Here are some of the ocr_spans:
Text: SERVICE TO SINGLE ADULTS—Age 3 | char_flags: 8 | stroked: False | filled: False
Text: A CASE STUDY* | char_flags: 8 | stroked: False | filled: False
Text: by | char_flags: 0 | stroked: False | filled: False
Text: CHAKLES GARVIN | char_flags: 0 | stroked: False | filled: False

Why is it not just using these ocr_spans?

@digger250 Welcome to the forum!
I think there might be a mis-understanding here - OCR extracted text is not stored inside a PDF. So the PDF had not already been OCR’ed. Your PDF file still consists of large scanned images for each page. The analyze_pagemethod is figuring out if OCR should be required and it sees the number of discovered ocr_spans as being the reason to use OCR.

ocr_spans, according to the code comment is “text spans with ignored text”.

See pymupdf4llm/src/helpers/utils.py at af6b222894a5d0053e5fcf5195ecaf6155b33f4a · pymupdf/pymupdf4llm · GitHub

That comment seems to contradict you assertion that “OCR extracted text is not stored inside a PDF”

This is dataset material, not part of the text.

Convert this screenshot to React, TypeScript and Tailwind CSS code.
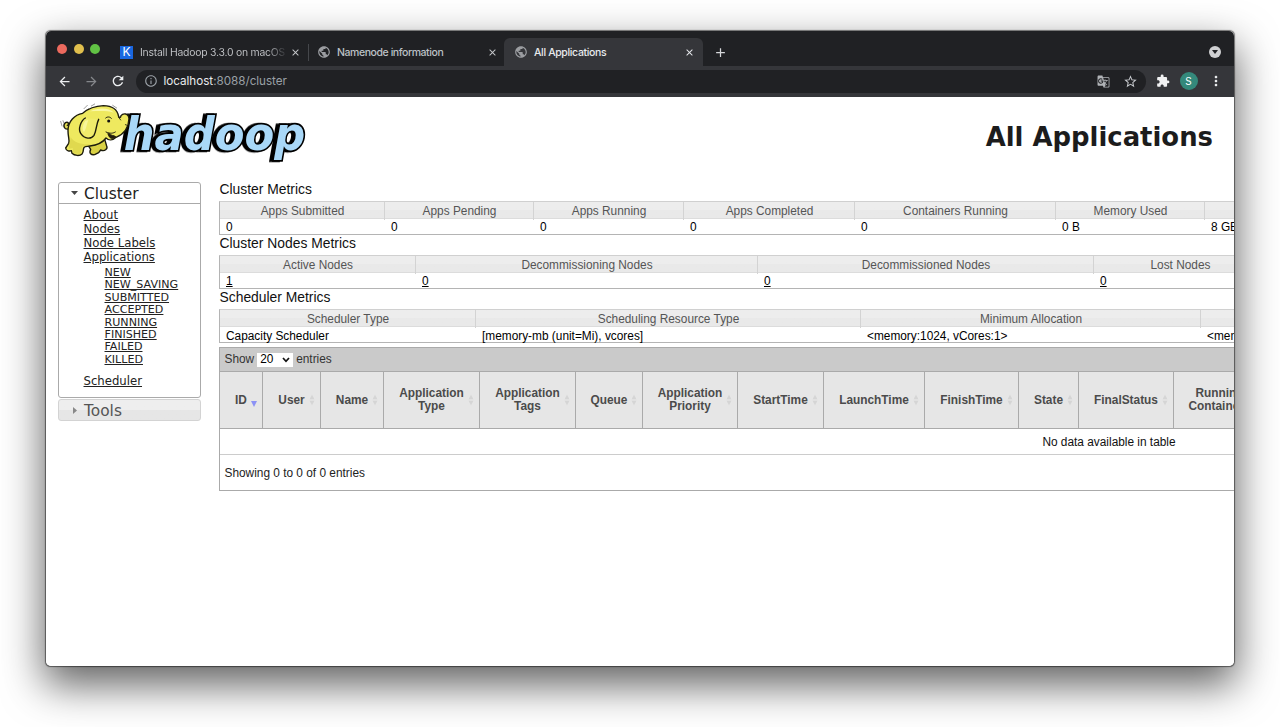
import React from 'react';
import {
  MdAdd,
  MdArrowBack,
  MdArrowForward,
  MdClose,
  MdExtension,
  MdGTranslate,
  MdInfoOutline,
  MdMoreVert,
  MdPublic,
  MdRefresh,
  MdStarBorder,
} from 'react-icons/md';

function HadoopLogo() {
  return (
    <svg width="265" height="72" viewBox="0 0 795 216" className="block overflow-visible">
      <text
        x="221"
        y="157"
        textLength="545"
        lengthAdjust="spacingAndGlyphs"
        fontSize="136"
        fill="#a9d8f8"
        stroke="#000"
        strokeWidth="10"
        paintOrder="stroke"
        className="font-['DejaVu_Sans',sans-serif] font-bold italic [filter:drop-shadow(-9px_1px_0_#000)]"
      >
        hadoop
      </text>
      <path
        d="M36 84 L32 70 M42 76 L39 68 M102 32 L112 22 M108 38 L116 32 M124 24 L134 18 M188 22 L200 30"
        fill="none"
        stroke="#888"
        strokeWidth="2.5"
        strokeLinecap="round"
      />
      <g stroke="#1d1c0c" strokeWidth="4.2" strokeLinejoin="round" strokeLinecap="round">
        <path d="M56 93 C42 96 38 82 46 74 C54 70 60 78 52 82" fill="#e3dc50" />
        <path d="M112 138 L122 154 C116 166 124 172 134 170 L146 164 L152 156 C164 162 174 152 170 144 L164 124 Z" fill="#d9d144" />
        <path
          d="M98 46 C74 50 54 70 54 98 C54 118 60 128 56 136 L47 150 C48 160 60 160 64 158 L66 166 C74 174 90 174 96 168 C104 158 96 148 106 146 L120 144 C136 142 158 134 168 120 C176 128 188 128 198 118 C222 108 236 88 237 62 C236 46 220 44 213 53 C212 60 208 60 206 56 C202 34 186 23 160 23 C132 24 112 34 98 46 Z"
          fill="#eee95f"
        />
        <path d="M106 60 C92 68 84 94 92 106 C104 124 124 124 132 112 C140 98 138 80 146 64" fill="#f0ec6c" />
        <path d="M174 108 C178 124 190 124 197 116 C192 112 184 114 176 106 Z" fill="#241d0c" strokeWidth="3" />
        <path d="M168 102 C180 108 190 106 196 102" fill="none" strokeWidth="3" />
        <path d="M167 60 C172 55 180 56 184 61" fill="none" strokeWidth="3" />
        <path d="M206 58 L212 66 M226 80 L232 82" fill="none" strokeWidth="2.5" />
      </g>
      <path d="M120 40 C144 29 176 28 192 44 C170 37 146 39 120 40 Z" fill="#faf8a6" />
      <path d="M106 68 C97 82 96 94 102 102 C110 90 110 78 115 66 Z" fill="#f8f69a" />
      <path d="M62 118 C72 134 98 142 124 138 L110 144 L96 146 L92 168 L70 166 L68 150 L56 152 Z" fill="#cfc63c" opacity="0.45" />
      <ellipse cx="176" cy="69" rx="4.5" ry="4.5" fill="#111" />
    </svg>
  );
}

function Tab({ title, textClass }: { title: string; textClass: string }) {
  return (
    <>
      <MdPublic className="size-[14px] shrink-0 text-[#9b9da1]" />
      <span className={textClass}>{title}</span>
    </>
  );
}

function BrowserChrome() {
  return (
    <div className="shrink-0 font-['Inter','Roboto',sans-serif]">
      <div className="flex h-[35px] bg-[#202124] pr-[13px]">
        <div className="flex w-[67px] shrink-0 items-center gap-[6.5px] pl-[11px] pt-[1px]">
          <span className="size-[10px] rounded-full bg-[#ec6a5e]" />
          <span className="size-[10px] rounded-full bg-[#e0bf4d]" />
          <span className="size-[10px] rounded-full bg-[#61c244]" />
        </div>
        <div className="flex w-[195px] shrink-0 items-center pl-[7px] pt-[7px]">
          <span className="flex size-[13px] shrink-0 items-center justify-center bg-[#1967e0] text-[12px] leading-none text-white">K</span>
          <span className="ml-[7px] w-[146px] overflow-hidden whitespace-nowrap bg-linear-to-r from-[#c6c8cb] from-87% to-[#3a3b3f] to-99% bg-clip-text pt-px text-[10.4px] leading-[14px] tracking-[-0.22px] text-transparent">
            Install Hadoop 3.3.0 on macOS
          </span>
          <MdClose className="ml-[4px] size-[11px] shrink-0 text-[#c6c8cb]" />
        </div>
        <div className="mt-[13px] h-[17px] w-px shrink-0 bg-[#45474b]" />
        <div className="flex w-[195px] shrink-0 items-center pl-[8px] pt-[7px]">
          <Tab title="Namenode information" textClass="ml-[6px] w-[150px] whitespace-nowrap pt-px text-[10.5px] leading-[14px] tracking-[-0.43px] font-medium text-[#bdc1c6]" />
          <MdClose className="size-[11px] shrink-0 text-[#c6c8cb]" />
        </div>
        <div className="mt-[7px] flex w-[199px] shrink-0 items-center rounded-t-[6px] bg-[#35363a] pl-[10px]">
          <Tab title="All Applications" textClass="ml-[6px] w-[150px] whitespace-nowrap pt-px text-[10.5px] leading-[14px] tracking-[-0.35px] font-medium text-[#e8eaed]" />
          <MdClose className="size-[11px] shrink-0 text-[#e8eaed]" />
        </div>
        <div className="flex grow items-center pl-[10px] pt-[7px]">
          <MdAdd className="size-[15px] text-[#d5d7da]" />
          <span className="ml-auto flex size-[12px] items-center justify-center rounded-full bg-[#cfd0d2]">
            <svg width="6" height="4" viewBox="0 0 6 4">
              <path d="M0 0H6L3 4Z" fill="#202124" />
            </svg>
          </span>
        </div>
      </div>
      <div className="flex h-[31px] items-center bg-[#35363a] pb-px pl-[10.5px] pr-[10.5px]">
        <MdArrowBack className="size-[15px] shrink-0 text-[#eceef0]" />
        <MdArrowForward className="ml-[12px] size-[15px] shrink-0 text-[#85878b]" />
        <MdRefresh className="ml-[11px] size-[16px] shrink-0 text-[#eceef0]" />
        <div className="ml-[10px] flex h-[23px] grow items-center rounded-full bg-[#202124] pl-[8px] pr-[8px]">
          <MdInfoOutline className="size-[14px] text-[#9aa0a6]" />
          <span className="ml-[6px] whitespace-nowrap text-[11.7px] leading-[16px] tracking-[-0.03px] text-[#9aa0a6]">
            <span className="text-[#e8eaed]">localhost</span>:8088/cluster
          </span>
          <MdGTranslate className="ml-auto size-[13px] text-[#b0b3b7]" />
          <MdStarBorder className="ml-[13px] size-[15px] text-[#c6c9cd]" />
        </div>
        <MdExtension className="ml-[10px] size-[14px] shrink-0 text-[#f0f1f2]" />
        <span className="ml-[10px] flex size-[18px] shrink-0 items-center justify-center rounded-full bg-[#34897b] text-[10px] text-white">S</span>
        <MdMoreVert className="ml-[10px] size-[16px] shrink-0 text-[#eceef0]" />
      </div>
    </div>
  );
}

const appStates = ['NEW', 'NEW_SAVING', 'SUBMITTED', 'ACCEPTED', 'RUNNING', 'FINISHED', 'FAILED', 'KILLED'];

function Sidebar() {
  return (
    <nav className="w-[143px] shrink-0 font-['DejaVu_Sans','Verdana',sans-serif] text-[#222]">
      <div className="h-[216px] rounded-[3px] border border-[#aaa]">
        <h3 className="flex h-[21px] items-center border-b border-[#aaa] pl-[12px] text-[15.4px] leading-none">
          <svg width="7" height="4" viewBox="0 0 7 4" className="mr-[6px]">
            <path d="M0 0H7L3.5 4Z" fill="#454545" />
          </svg>
          <span className="pt-[3px]">Cluster</span>
        </h3>
        <ul className="pl-[24.5px] pt-[4px] text-[11.7px] leading-[14px] underline underline-offset-[1px]">
          <li>About</li>
          <li>Nodes</li>
          <li>Node Labels</li>
          <li>Applications</li>
        </ul>
        <ul className="pl-[45.5px] pt-[3px] text-[11.1px] leading-[12.4px] underline underline-offset-[1px]">
          {appStates.map((s) => (
            <li key={s}>{s}</li>
          ))}
        </ul>
        <p className="mt-[8px] pl-[24.5px] text-[11.7px] leading-[14px] underline underline-offset-[1px]">Scheduler</p>
      </div>
      <h3 className="mt-px flex h-[22px] items-center rounded-[3px] border border-[#d3d3d3] bg-linear-to-b from-[#eeeeee] from-50% to-[#e6e6e6] to-50% pl-[14px] text-[15.4px] leading-none text-[#555]">
        <svg width="4" height="7" viewBox="0 0 4 7" className="mr-[7px]">
          <path d="M0 0V7L4 3.5Z" fill="#888" />
        </svg>
        <span className="pt-[3px]">Tools</span>
      </h3>
    </nav>
  );
}

interface MetricsProps {
  title: string;
  headers: string[];
  values: string[];
  columns: string;
  titleClass: string;
  valueClass: string;
}

function Metrics({ title, headers, values, columns, titleClass, valueClass }: MetricsProps) {
  return (
    <section>
      <h4 className={`pl-[0.5px] text-[13.87px] text-[#111] ${titleClass}`}>{title}</h4>
      <div className="w-[1779px] border border-[#b4b4b4] border-t-[#d0d0d0]">
        <div className={`grid h-[17px] border-b border-[#dcdcdc] bg-linear-to-b from-[#ededed] from-50% to-[#e9e9e9] to-50% ${columns}`}>
          {headers.map((h) => (
            <div key={h} className="border-r border-[#d3d3d3] pl-px text-center leading-[18px] text-[#555]">
              {h}
            </div>
          ))}
        </div>
        <div className={`grid ${columns} ${valueClass}`}>
          {values.map((v, i) => (
            <div key={i} className="pl-[6px]">
              {v}
            </div>
          ))}
        </div>
      </div>
    </section>
  );
}

const appColumns: string[][] = [
  ['ID'],
  ['User'],
  ['Name'],
  ['Application', 'Type'],
  ['Application', 'Tags'],
  ['Queue'],
  ['Application', 'Priority'],
  ['StartTime'],
  ['LaunchTime'],
  ['FinishTime'],
  ['State'],
  ['FinalStatus'],
  ['Running', 'Containers'],
];

function SortIcon({ active }: { active: boolean }) {
  return active ? (
    <svg width="6" height="6" viewBox="0 0 6 6" className="mr-[5px] mt-[7px] shrink-0">
      <path d="M0 0H6L3 6Z" fill="#8c92f5" />
    </svg>
  ) : (
    <svg width="6" height="12" viewBox="0 0 6 12" className="mr-[5px] shrink-0">
      <path d="M3 0L6 5.7H0ZM0 6.3H6L3 12Z" fill="#d5d5d5" stroke="#efefef" strokeWidth=".4" />
    </svg>
  );
}

function ApplicationsTable() {
  return (
    <section className="mt-[4px] w-[1780px] border border-[#aaa]">
      <div className="flex h-[23px] items-center bg-[#cacaca] pl-[4.5px] text-[#333]">
        Show
        <span className="ml-[3px] flex h-[14px] w-[36px] items-center bg-white pl-[3px] text-black">
          20
          <svg width="8" height="6" viewBox="0 0 8 6" className="ml-[8.5px]">
            <path d="M1 1L4 4.3L7 1" fill="none" stroke="#111" strokeWidth="1.7" />
          </svg>
        </span>
        <span className="ml-[3px]">entries</span>
      </div>
      <div className="grid h-[58px] grid-cols-[43px_58px_63px_96px_96px_67px_95px_86px_101px_94px_60px_95px_92px] border-y border-[#aaa] bg-[#e6e6e6] font-bold leading-[13px] text-[#4b4b4b]">
        {appColumns.map((lines, i) => (
          <div key={i} className="flex items-center border-r border-[#aaa]">
            <div className="grow pl-[11px] text-center">
              {lines.map((l) => (
                <div key={l}>{l}</div>
              ))}
            </div>
            <SortIcon active={i === 0} />
          </div>
        ))}
      </div>
      <div className="h-[26px] border-b border-[#ccc] text-center leading-[26px] text-[#111]">No data available in table</div>
      <div className="h-[35px] pl-[4.5px] leading-[36px] text-[#222]">Showing 0 to 0 of 0 entries</div>
    </section>
  );
}

export default function App() {
  return (
    <div className="h-[727px] w-[1280px] overflow-hidden bg-white pl-[46px] pt-[31px]">
      <div className="h-[635px] w-[1188px] rounded-[5px] shadow-[0_0_1px_0.5px_rgba(0,0,0,0.5),0_17px_42px_2px_rgba(0,0,0,0.62)]">
        <div className="flex h-full flex-col overflow-hidden rounded-[5px] bg-white">
          <BrowserChrome />
          <header className="flex h-[85px] shrink-0 justify-between pl-[4px] pr-[21px] pt-px">
            <HadoopLogo />
            <h1 className="pt-[22px] font-['DejaVu_Sans','Verdana',sans-serif] text-[25.9px] font-bold leading-[34px] text-[#1c1c1c]">All Applications</h1>
          </header>
          <div className="flex grow gap-[18px] pl-[12px]">
            <Sidebar />
            <main className="min-w-0 grow overflow-hidden font-['Liberation_Sans','Arial',sans-serif] text-[11.87px]">
              <Metrics
                title="Cluster Metrics"
                titleClass="h-[19px] leading-[15px]"
                headers={['Apps Submitted', 'Apps Pending', 'Apps Running', 'Apps Completed', 'Containers Running', 'Memory Used', 'Memory Total']}
                values={['0', '0', '0', '0', '0', '0 B', '8 GB']}
                columns="grid-cols-[165px_149px_150px_171px_201px_149px_200px]"
                valueClass="h-[15px] leading-[16px]"
              />
              <Metrics
                title="Cluster Nodes Metrics"
                titleClass="h-[20px] leading-[16px]"
                headers={['Active Nodes', 'Decommissioning Nodes', 'Decommissioned Nodes', 'Lost Nodes']}
                values={['1', '0', '0', '0']}
                columns="grid-cols-[196px_342px_336px_173px]"
                valueClass="h-[15px] leading-[17px] underline underline-offset-[1px]"
              />
              <Metrics
                title="Scheduler Metrics"
                titleClass="h-[20px] leading-[16px]"
                headers={['Scheduler Type', 'Scheduling Resource Type', 'Minimum Allocation', 'Maximum Allocation']}
                values={['Capacity Scheduler', '[memory-mb (unit=Mi), vcores]', '<memory:1024, vCores:1>', '<memory:8192, vCores:4>']}
                columns="grid-cols-[256px_385px_340px_340px]"
                valueClass="h-[15px] leading-[18px]"
              />
              <ApplicationsTable />
            </main>
          </div>
        </div>
      </div>
    </div>
  );
}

I don’t understand why the code is ignoring those text spans, rather than using them as the output. when I use fitz directly (get_text), it returns those spans. I would like pymupdf4llm to do the same.

My bad!
It appears I have mis-understood this and, yes, there is embedded text in the spans.

If I do this:

import pymupdf
import pymupdf4llm

doc = pymupdf.open(“Service to Single Adults.pdf”)
md = pymupdf4llm.to_markdown(doc, use_ocr=False) #or to_text
print(md)

I get text data as expected. However, I guess you are asking why using OCR is suggested at all whilst we have this text data - @HaraldLieder are you able to explain this or cast some light on what is happening?

When I run that code, I only get markdown header indicators “#”, but no text other than that.

@digger250 Interesting can you confirm your versions of PyMuPDF & PyMuPDF4LLM?

print(f"{pymupdf.version=}, {pymupdf4llm.version=}")

print(f"{pymupdf.version=}, {pymupdf4llm.version=}")
pymupdf.version=(‘1.27.2.2’, ‘1.27.2’, None), pymupdf4llm.version=‘1.27.2.2’

This has to do with the current default settings - which in the case of old OCR text assumes that you want to re-OCR the page.
You should be able to control this by using the parameter use_ocr=2. That parameter is now an integer implemented as a Python ENUM object:

Thanks @HaraldLieder, unfortunately, setting that to 2, causes OCR (Tesseract by default) to be invoked, which is what I’m trying to avoid.

Hm, ok, thanks for the info. We obviously need to adjust this piece of logic!